The simulacrum under the bedclothes looked like someone sleeping.
If the tormentor stepped into the room, switched on the lights, and opened fire on the fake Henry, the real Henry would return fire from the closet, killing him.
Sitting in the dark, Henry recalled the shape on the bed, under the covers. He could see it clearly in memory.
A real man lying on the bed would present exactly the same form as the pillow-and-rolled-blanket dummy. Exactly.
He knew the sleeper was nothing but pillows and blankets because earlier he arranged them under the covers. He knew. Just pillows and blankets.
Henry listened for a distant door to open. He listened for the stealthy footsteps of an intruder. He listened intently for the sound of the bedsprings adjusting to a shifting weight.
Nothing. Nothing. Nothing. Yet.
Twenty-eight
For Cammy Rivers, the sudden recognition of the nature of the creatures’ hands was a wardrobe-to-Narnia, tornado-and-Toto moment, when the well-known land of a lifetime suddenly proved to be—to have always been—one door away, one wind away, from another reality.
The creature with the plush yellow duck found the pressure point that made the toy speak: Quack, quack.
At once, its companion answered with the purple bunny: Squeak, squeak, squeak.
Panting in anticipation of play, Merlin stood poised to move whichever way the action might go, looking from one to the other of his new friends.
Quack. Squeak, squeak. Quack, quack. Squeak.
Throughout most of her childhood, Cammy had wished desperately for a magic moment, for a wave of change to wash away the way things were, for all that seemed impossible to become possible in a wink. Having given up long ago, having been old and without dreams even before her brutal childhood ended, she now found herself on the brink of an event potentially so momentous that it seemed to have the power to put her past in a new perspective, to diminish the memory of her suffering, and to open a door through which she could step and be transformed.
Squeak. Quack. Squeak. Quack, quack, quack.
The word wonder was inadequate to describe the feeling—both emotion and sensation—that flowered in her more fully by the minute, and the right word no longer eluded her. But she feared that speaking it even to herself would jinx her, would ensure that what seemed to be momentous would turn out to be mundane.
Squeak, squeak.

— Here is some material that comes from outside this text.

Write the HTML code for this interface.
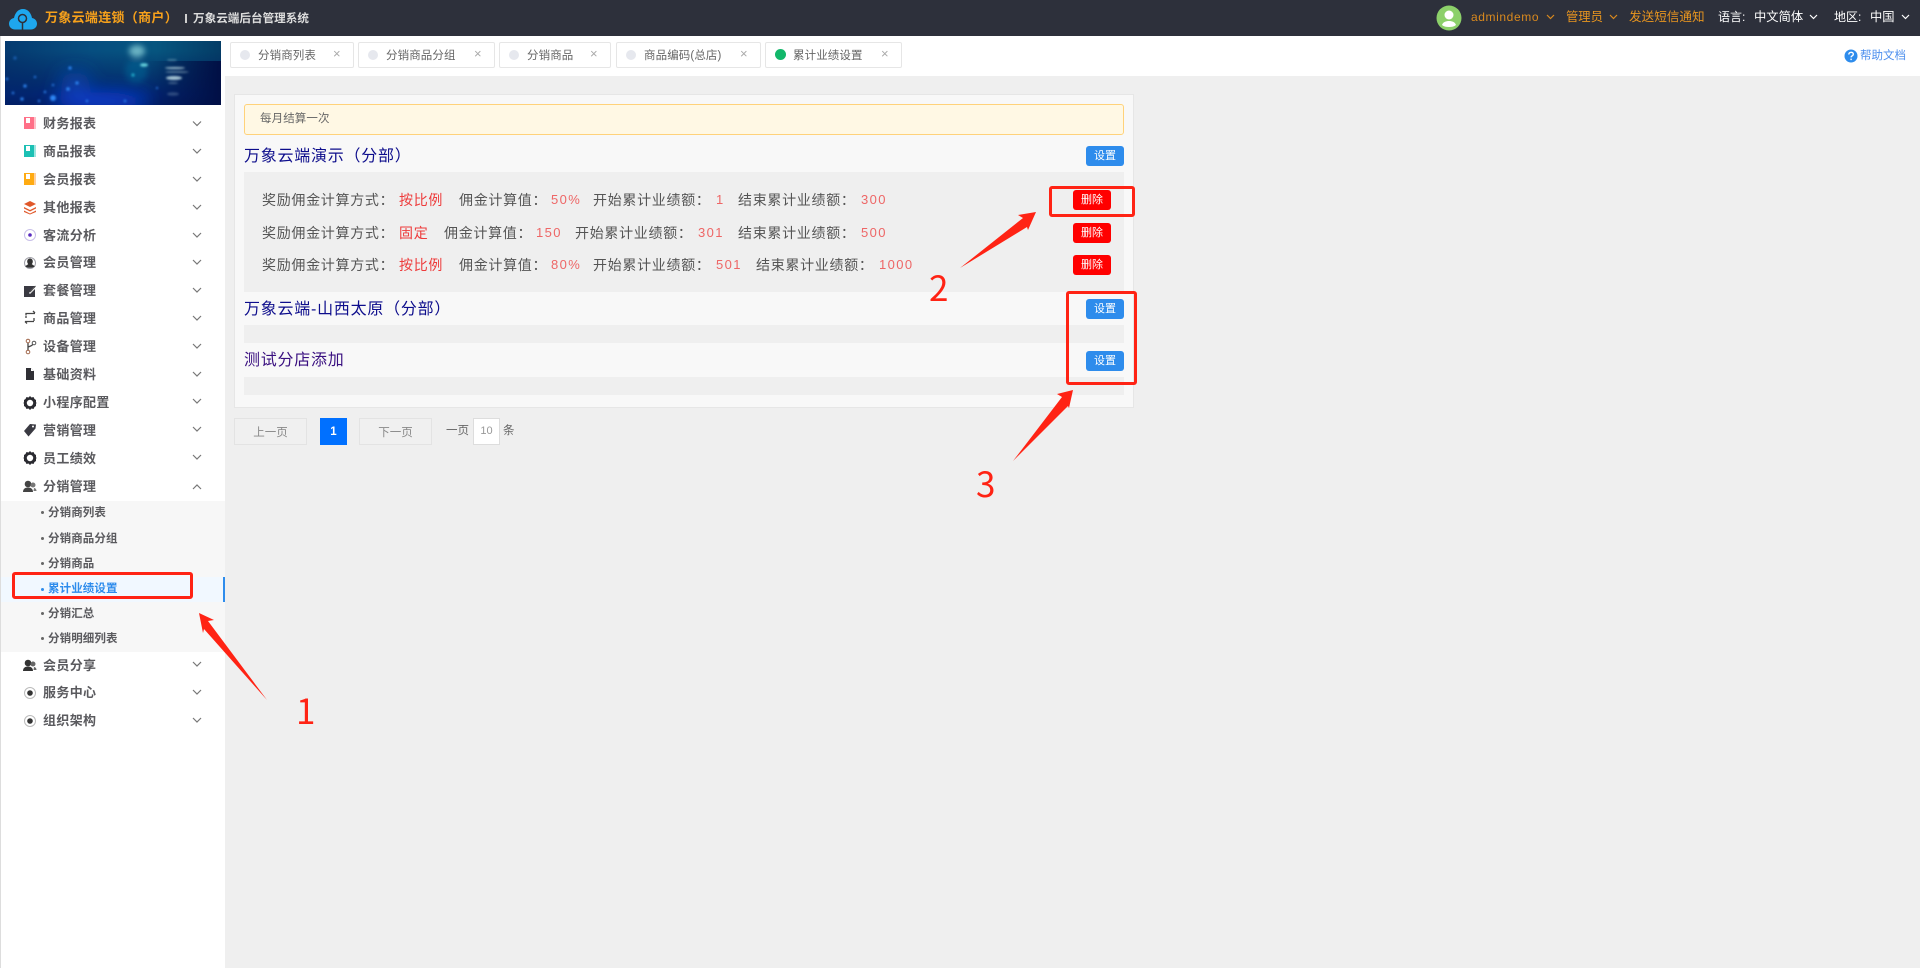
<!DOCTYPE html>
<html lang="zh-CN"><head><meta charset="utf-8"><title>累计业绩设置</title>
<style>
*{box-sizing:border-box}
html,body{margin:0;padding:0;width:1920px;height:968px;overflow:hidden;background:#efefef;font-family:"Liberation Sans","Noto Sans CJK SC",sans-serif}
.a{position:absolute}
.t{position:absolute;white-space:nowrap;line-height:20px;height:20px}
.hd{left:0;top:0;width:1920px;height:36px;background:#2d303b}
.side{left:0;top:36px;width:225px;height:932px;background:#fff;border-left:1px solid #ddd}
.m{color:#5a5a5e;font-size:13px;font-weight:700;letter-spacing:.35px;left:43px;margin-top:1px}
.s{color:#5a5a5e;font-size:11.5px;font-weight:700;left:48px;letter-spacing:.1px;margin-top:1px}
.dot{position:absolute;left:41px;width:3px;height:3px;border-radius:50%;background:#666}
.tab{position:absolute;top:42px;height:26px;background:#fff;border:1px solid #e6e6e6;border-radius:2px}
.tab i{position:absolute;left:9px;top:7px;width:10px;height:10px;border-radius:50%;background:#e6e8ee}
.tab b{position:absolute;left:27px;top:3px;line-height:20px;font-weight:400;font-size:11.5px;color:#666;white-space:nowrap;letter-spacing:.1px}
.tab u{position:absolute;top:1px;text-decoration:none;line-height:20px;font-size:13px;color:#aaa}
.r{font-size:14px;letter-spacing:.7px;color:#555;margin-top:1px}
.d{font-size:13px;letter-spacing:1.4px}
.v{color:#ee6666}
.red{color:#ee3b3b}
.btn{position:absolute;width:38px;height:20px;border-radius:3px;color:#fff;font-size:11px;text-align:center;line-height:21px}
.bl{background:#2e8cec;left:1086px}
.dl{background:#ff0000;left:1073px}
.ti{font-size:16px;left:244px;color:#0d0d8c;letter-spacing:.75px;margin-top:1px}
.pg{position:absolute;top:418px;height:27px;width:73px;background:#f0f0f0;border:1px solid #e3e3e3;color:#888;font-size:11.5px;text-align:center;line-height:28px}
.box{position:absolute;border:3px solid #ff2314;border-radius:3px}
.num{position:absolute;color:#ff2314;font-size:35px;line-height:40px;height:40px;font-family:"Noto Sans CJK SC",sans-serif;font-weight:400}
</style></head><body>
<div class="a hd"></div>
<svg class="a" style="left:8px;top:8px" width="30" height="23" viewBox="0 0 30 23"><path d="M7 21.500C3.500 21.500 1 19 1 15.800c0-3 2-5.300 5-5.800C7 5 10 1 15 1s8 4 9 9c3 .5 5 2.800 5 5.800 0 3.200-2.500 5.700-6 5.700z" fill="#1ea7ee"/><circle cx="14.500" cy="10.500" r="4" fill="none" stroke="#2d303b" stroke-width="1.500"/><path d="M14.500 14.500v7" stroke="#2d303b" stroke-width="1.500"/></svg>
<div class="t" style="left:45px;top:8px;color:#f7a11b;font-size:13px;font-weight:700;letter-spacing:.3px">万象云端连锁（商户）</div>
<div class="a" style="left:185px;top:14px;width:2px;height:9px;background:#cfcfcf"></div>
<div class="t" style="left:193px;top:9px;color:#ddd;font-size:11.600px;font-weight:700">万象云端后台管理系统</div>
<svg class="a" style="left:1436px;top:5px" width="26" height="26" viewBox="0 0 26 26"><circle cx="13" cy="13" r="12.500" fill="#8cd06a"/><circle cx="13" cy="10" r="4.500" fill="#fff"/><path d="M6 20c1-3 4-4 7-4s6 1 7 4c-2 1.500-4 2-7 2s-5-.5-7-2z" fill="#fff"/></svg>
<div class="t" style="left:1471px;top:7px;color:#d9891e;font-size:12px;letter-spacing:.6px">admindemo</div>
<div class="t" style="left:1566px;top:7px;color:#e8951f;font-size:12.300px">管理员</div>
<div class="t" style="left:1629px;top:7px;color:#e8951f;font-size:12.600px">发送短信通知</div>
<div class="t" style="left:1718px;top:7px;color:#fff;font-size:12px">语言:</div>
<div class="t" style="left:1754px;top:7px;color:#fff;font-size:12.300px">中文简体</div>
<div class="t" style="left:1834px;top:7px;color:#fff;font-size:12px">地区:</div>
<div class="t" style="left:1870px;top:7px;color:#fff;font-size:12.300px">中国</div>
<svg class="a" style="left:0;top:0" width="1920" height="36" fill="none"><g stroke="#d9891e" stroke-width="1.200"><path d="M1547 15l3.500 3.500 3.500-3.500M1610 15l3.500 3.500 3.500-3.500"/></g><path d="M1810 15l3.500 3.500 3.500-3.500M1902 15l3.500 3.500 3.500-3.500" stroke="#fff" stroke-width="1.200"/></svg>

<div class="a side"></div>
<svg class="a" style="left:5px;top:41px" width="216" height="64" viewBox="0 0 216 64">
<defs>
<linearGradient id="b0" x1="0" y1="0" x2="1" y2="0"><stop offset="0" stop-color="#053a70"/><stop offset=".4" stop-color="#064e80"/><stop offset=".7" stop-color="#06557f"/><stop offset="1" stop-color="#043c66"/></linearGradient>
<linearGradient id="b1" x1="0" y1="0" x2="0" y2="1"><stop offset="0" stop-color="#02205c" stop-opacity="0"/><stop offset=".8" stop-color="#02256f"/><stop offset="1" stop-color="#021f66"/></linearGradient>
<linearGradient id="b2" x1="0" y1="0" x2="1" y2="0"><stop offset=".65" stop-color="#010f45" stop-opacity="0"/><stop offset="1" stop-color="#010f45"/></linearGradient>
<filter id="f3" x="-50%" y="-80%" width="200%" height="260%"><feGaussianBlur stdDeviation="9"/></filter>
<filter id="f2" x="-80%" y="-80%" width="260%" height="260%"><feGaussianBlur stdDeviation="3"/></filter>
<filter id="f1" x="-20%" y="-50%" width="140%" height="200%"><feGaussianBlur stdDeviation="1"/></filter>
</defs>
<rect width="216" height="64" fill="url(#b0)"/>
<rect y="10" width="216" height="54" fill="url(#b1)"/>
<rect y="20" width="216" height="44" fill="url(#b2)"/>
<g filter="url(#f3)"><ellipse cx="95" cy="60" rx="50" ry="9" fill="#0a40d8"/><ellipse cx="70" cy="40" rx="16" ry="9" fill="#0a48b8" opacity=".8"/></g>
<g filter="url(#f2)"><ellipse cx="132" cy="10" rx="8" ry="6" fill="#7cc4d0" opacity=".85"/><ellipse cx="131" cy="30" rx="11" ry="12" fill="#0a6a9c" opacity=".45"/></g>
<g filter="url(#f1)" fill="#cdebf0">
<ellipse cx="139" cy="24" rx="4" ry="1.700" fill="#6fdde4" opacity=".9"/>
<ellipse cx="170" cy="27" rx="10" ry="1" opacity=".75"/><ellipse cx="172" cy="31" rx="12" ry=".8" opacity=".5"/>
<ellipse cx="169" cy="37" rx="8" ry="2" opacity=".8"/><ellipse cx="167" cy="19" rx="5" ry=".8" opacity=".4"/>
<ellipse cx="168" cy="53" rx="6" ry="1.800" opacity=".22"/><ellipse cx="168" cy="42" rx="5" ry=".9" opacity=".35"/>
</g>
<g filter="url(#f1)" fill="#2f86f4">
<circle cx="48" cy="57" r="3"/><circle cx="63" cy="48" r="1.800"/><circle cx="65" cy="27" r="1.600"/><circle cx="20" cy="45" r="1.600"/><circle cx="10" cy="17" r="1.600" opacity=".5"/><circle cx="72" cy="42" r="1.600"/><circle cx="40" cy="51" r="1.200"/><circle cx="17" cy="58" r="1.600"/><circle cx="2" cy="38" r="1.200"/><circle cx="152" cy="47" r="1"/><circle cx="128" cy="34" r="1.600" fill="#22a8c8"/><circle cx="30" cy="36" r="1.100"/><circle cx="48" cy="44" r="1.100"/><circle cx="8" cy="52" r="1.200"/><circle cx="34" cy="60" r="1.200"/><circle cx="82" cy="60" r="1.200"/><circle cx="120" cy="60" r="1.200"/>
</g>
</svg>

<!-- sidebar icons -->
<svg class="a" style="left:0;top:0" width="60" height="740">
<g><rect x="24" y="117" width="12" height="12" fill="#ff7088"/><rect x="26" y="118" width="4" height="5" fill="#fff"/><rect x="34" y="117" width="2" height="12" fill="#ffc0c8"/></g>
<g><rect x="24" y="145" width="12" height="12" fill="#1cc0b4"/><rect x="26" y="146" width="4" height="5" fill="#fff"/><rect x="34" y="145" width="2" height="12" fill="#a0e5e0"/></g>
<g><rect x="24" y="173" width="12" height="12" fill="#ffab12"/><rect x="26" y="174" width="4" height="5" fill="#fff"/><rect x="34" y="173" width="2" height="12" fill="#ffd0a0"/></g>
<g fill="#e0582a"><path d="M30 201l6 3-6 3-6-3z"/><path d="M24 207l6 3 6-3v1.500l-6 3-6-3z"/><path d="M24 210.500l6 3 6-3v1.500l-6 2.500-6-2.500z"/></g>
<circle cx="30" cy="235" r="5.500" fill="none" stroke="#c8bfe8"/><circle cx="30" cy="235" r="1.800" fill="#5a2bc0"/>
<circle cx="30" cy="263" r="5.500" fill="#fff" stroke="#a0a0a8"/><path d="M30 258.500c1.800 0 2.800 1.300 2.800 3 0 1.200-.5 2-1 2.600l3 2.200c-1 .9-2.500 1.500-4.800 1.500s-3.800-.6-4.800-1.500l3-2.200c-.5-.6-1-1.400-1-2.600 0-1.700 1-3 2.800-3z" fill="#333"/>
<rect x="24" y="286" width="11" height="11" fill="#3a3a42"/><path d="M29 293l5-6 1.500 1.500-5.500 5.500z" fill="#fff"/><path d="M30 292l5.500-6" stroke="#555" stroke-width="1.200"/>
<path d="M26 315.500v-2h9M35 313l-2-2M34 321.500h-9M25 321.500l2 2M26 318v-2M34 321v-3" fill="none" stroke="#444" stroke-width="1.300"/>
<path d="M28 341v10M34 341c0 4-3 5-6 6" fill="none" stroke="#444" stroke-width="1.300"/><circle cx="28" cy="341" r="1.800" fill="#fff" stroke="#a0664a"/><circle cx="28" cy="352" r="1.800" fill="#fff" stroke="#a0664a"/><circle cx="34" cy="343" r="1.800" fill="#fff" stroke="#555"/>
<path d="M26 368h5l3 3v9h-8z" fill="#2f2f35"/><path d="M31 368v3h3" fill="#fff"/>
<path d="M30 396l1.500 1.500 2-.5 1 2 1.500 1v2l.5 1-.5 1v2l-1.500 1-1 2-2-.5L30 410l-1.500-1.500-2 .5-1-2-1.500-1v-2l-.5-1 .5-1v-2l1.500-1 1-2 2 .5z" fill="#2a2a30"/><circle cx="30" cy="403" r="3.200" fill="#fff"/>
<path d="M24 431l6-7 6 .5-.5 4-7 8z" fill="#3a3a42"/><circle cx="33" cy="426.500" r="1" fill="#fff"/>
<path d="M30 451l1.500 1.500 2-.5 1 2 1.500 1v2l.5 1-.5 1v2l-1.500 1-1 2-2-.5L30 465l-1.500-1.500-2 .5-1-2-1.500-1v-2l-.5-1 .5-1v-2l1.500-1 1-2 2 .5z" fill="#2a2a30"/><circle cx="30" cy="458" r="3.200" fill="#fff"/>
<g><circle cx="28" cy="484" r="3.300" fill="#444"/><path d="M23 492c0-3 2-4.500 5-4.500s5 1.500 5 4.500z" fill="#444"/><circle cx="33" cy="485" r="2.500" fill="#777"/><path d="M34 488c1.500 0 2.500 1.500 2.500 3h-3z" fill="#777"/></g>
<g><circle cx="28" cy="663" r="3.300" fill="#333"/><path d="M23 671c0-3 2-4.500 5-4.500s5 1.500 5 4.500z" fill="#333"/><circle cx="33" cy="664" r="2.500" fill="#666"/><path d="M34 667c1.500 0 2.500 1.500 2.500 3h-3z" fill="#666"/></g>
<circle cx="30" cy="693" r="5.500" fill="#fff" stroke="#bbb"/><circle cx="30" cy="693" r="2.800" fill="#333"/>
<circle cx="30" cy="721" r="5.500" fill="#fff" stroke="#bbb"/><circle cx="30" cy="721" r="2.800" fill="#333"/>
</svg>

<div class="t m" style="top:113px">财务报表</div>
<div class="t m" style="top:141px">商品报表</div>
<div class="t m" style="top:169px">会员报表</div>
<div class="t m" style="top:197px">其他报表</div>
<div class="t m" style="top:225px">客流分析</div>
<div class="t m" style="top:252px">会员管理</div>
<div class="t m" style="top:280px">套餐管理</div>
<div class="t m" style="top:308px">商品管理</div>
<div class="t m" style="top:336px">设备管理</div>
<div class="t m" style="top:364px">基础资料</div>
<div class="t m" style="top:392px">小程序配置</div>
<div class="t m" style="top:420px">营销管理</div>
<div class="t m" style="top:448px">员工绩效</div>
<div class="t m" style="top:476px">分销管理</div>

<div class="a" style="left:1px;top:501px;width:224px;height:151px;background:#f7f7f7"></div>
<div class="a" style="left:1px;top:577px;width:224px;height:25px;background:#f1f8ff"></div>
<div class="a" style="left:223px;top:577px;width:2px;height:25px;background:#2e8cec"></div>
<div class="dot" style="top:511px"></div><div class="t s" style="top:502px">分销商列表</div>
<div class="dot" style="top:537px"></div><div class="t s" style="top:528px">分销商品分组</div>
<div class="dot" style="top:562px"></div><div class="t s" style="top:553px">分销商品</div>
<div class="dot" style="top:588px;background:#2e8cec"></div><div class="t s" style="top:578px;color:#2e8cec">累计业绩设置</div>
<div class="dot" style="top:612px"></div><div class="t s" style="top:603px">分销汇总</div>
<div class="dot" style="top:637px"></div><div class="t s" style="top:628px">分销明细列表</div>

<div class="t m" style="top:655px">会员分享</div>
<div class="t m" style="top:682px">服务中心</div>
<div class="t m" style="top:710px">组织架构</div>

<svg class="a" style="left:190px;top:110px" width="16" height="620" fill="none" stroke="#777" stroke-width="1.200">
<path d="M3 11.500l4 4 4-4M3 39l4 4 4-4M3 67l4 4 4-4M3 95l4 4 4-4M3 123l4 4 4-4M3 150l4 4 4-4M3 178l4 4 4-4M3 206l4 4 4-4M3 234l4 4 4-4M3 262l4 4 4-4M3 289l4 4 4-4M3 317l4 4 4-4M3 345l4 4 4-4M3 379l4-4 4 4M3 552l4 4 4-4M3 580l4 4 4-4M3 608l4 4 4-4"/></svg>

<!-- tabs bar -->
<div class="a" style="left:225px;top:36px;width:1695px;height:40px;background:#fff"></div>
<div class="tab" style="left:230px;width:124px"><i></i><b>分销商列表</b><u style="left:102px">×</u></div>
<div class="tab" style="left:358px;width:137px"><i></i><b>分销商品分组</b><u style="left:115px">×</u></div>
<div class="tab" style="left:499px;width:112px"><i></i><b>分销商品</b><u style="left:90px">×</u></div>
<div class="tab" style="left:616px;width:145px"><i></i><b>商品编码(总店)</b><u style="left:123px">×</u></div>
<div class="tab" style="left:765px;width:137px"><i style="background:#12b76a;width:11px;height:11px;left:9px;top:6px"></i><b>累计业绩设置</b><u style="left:115px">×</u></div>
<svg class="a" style="left:1844px;top:49px" width="14" height="14"><circle cx="7" cy="7" r="6.500" fill="#2e8cec"/><path d="M4.800 5.500c0-1.400 1-2.200 2.300-2.200s2.200.8 2.200 1.900c0 1.600-2.200 1.700-2.200 3.200" fill="none" stroke="#fff" stroke-width="1.400"/><rect x="6.400" y="9.600" width="1.400" height="1.500" fill="#fff"/></svg>
<div class="t" style="left:1860px;top:46px;font-size:11.500px;color:#4d8fee">帮助文档</div>

<!-- panel -->
<div class="a" style="left:234px;top:94px;width:900px;height:314px;background:#f8f8f8;border:1px solid #e6e6e6"></div>
<div class="a" style="left:244px;top:104px;width:880px;height:31px;background:#fff8e4;border:1px solid #ffd27a;border-radius:3px"></div>
<div class="t" style="left:260px;top:109px;font-size:11.500px;color:#666;letter-spacing:.1px">每月结算一次</div>

<div class="t ti" style="top:146px">万象云端演示（分部）</div>
<div class="btn bl" style="top:146px">设置</div>
<div class="a" style="left:244px;top:172px;width:880px;height:120px;background:#efefef"></div>

<div class="t r" style="left:262px;top:189px">奖励佣金计算方式：</div><div class="t r red" style="left:399px;top:189px">按比例</div>
<div class="t r" style="left:459px;top:189px">佣金计算值：</div><div class="t r d v" style="left:551px;top:189px">50%</div>
<div class="t r" style="left:593px;top:189px">开始累计业绩额：</div><div class="t r d v" style="left:716px;top:189px">1</div>
<div class="t r" style="left:738px;top:189px">结束累计业绩额：</div><div class="t r d v" style="left:861px;top:189px">300</div>

<div class="t r" style="left:262px;top:222px">奖励佣金计算方式：</div><div class="t r red" style="left:399px;top:222px">固定</div>
<div class="t r" style="left:444px;top:222px">佣金计算值：</div><div class="t r d v" style="left:536px;top:222px">150</div>
<div class="t r" style="left:575px;top:222px">开始累计业绩额：</div><div class="t r d v" style="left:698px;top:222px">301</div>
<div class="t r" style="left:738px;top:222px">结束累计业绩额：</div><div class="t r d v" style="left:861px;top:222px">500</div>

<div class="t r" style="left:262px;top:254px">奖励佣金计算方式：</div><div class="t r red" style="left:399px;top:254px">按比例</div>
<div class="t r" style="left:459px;top:254px">佣金计算值：</div><div class="t r d v" style="left:551px;top:254px">80%</div>
<div class="t r" style="left:593px;top:254px">开始累计业绩额：</div><div class="t r d v" style="left:716px;top:254px">501</div>
<div class="t r" style="left:756px;top:254px">结束累计业绩额：</div><div class="t r d v" style="left:879px;top:254px">1000</div>

<div class="btn dl" style="top:190px">删除</div>
<div class="btn dl" style="top:223px">删除</div>
<div class="btn dl" style="top:255px">删除</div>

<div class="t ti" style="top:299px">万象云端-山西太原（分部）</div>
<div class="btn bl" style="top:299px">设置</div>
<div class="a" style="left:244px;top:325px;width:880px;height:18px;background:#efefef"></div>
<div class="t ti" style="top:350px;color:#3a1080">测试分店添加</div>
<div class="btn bl" style="top:351px">设置</div>
<div class="a" style="left:244px;top:377px;width:880px;height:18px;background:#efefef"></div>

<!-- pagination -->
<div class="pg" style="left:234px">上一页</div>
<div class="a" style="left:320px;top:418px;width:27px;height:27px;background:#0070ff;color:#fff;font-size:11.500px;font-weight:700;text-align:center;line-height:29px">1</div>
<div class="pg" style="left:359px">下一页</div>
<div class="t" style="left:446px;top:421px;font-size:11.500px;color:#666">一页</div>
<div class="a" style="left:473px;top:418px;width:27px;height:27px;background:#fff;border:1px solid #ddd;color:#999;font-size:11px;text-align:center;line-height:25px">10</div>
<div class="t" style="left:503px;top:421px;font-size:11.500px;color:#666">条</div>

<!-- annotations -->
<div class="box" style="left:12px;top:572px;width:181px;height:27px"></div>
<div class="box" style="left:1049px;top:186px;width:86px;height:31px"></div>
<div class="box" style="left:1066px;top:291px;width:71px;height:94px"></div>
<svg class="a" style="left:0;top:0" width="1920" height="968" fill="#ff2314">
<path d="M199 613l15 7-6 1 59 79-63-71-1 4z"/>
<path d="M1036 212l-18 3 5 3-63 50 67-41 1 3z"/>
<path d="M1073 390l-16 4 5 3-49 64 55-55 1 2z"/>
</svg>
<div class="num" style="left:296px;top:690px">1</div>
<div class="num" style="left:929px;top:267px">2</div>
<div class="num" style="left:976px;top:463px">3</div>
</body></html>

Quack. Squeak, squeak. Quack.
Sitting on the footstool again, Cammy remained riveted by the animals’ hands as they squeezed the toys. “No, not like monkeys. There’s over a hundred species of monkeys, some with hands instead of paws, but not all. Those with hands don’t always have thumbs.”
Grady rose from the arm of the chair behind Cammy and knelt beside the footstool on which she sat. “These guys have thumbs.”
“Oh, yeah. Yeah, they sure do. And some monkeys have thumbs that help them hold things. But only capuchins and one or maybe two other species can pick up things between their thumb and forefinger.”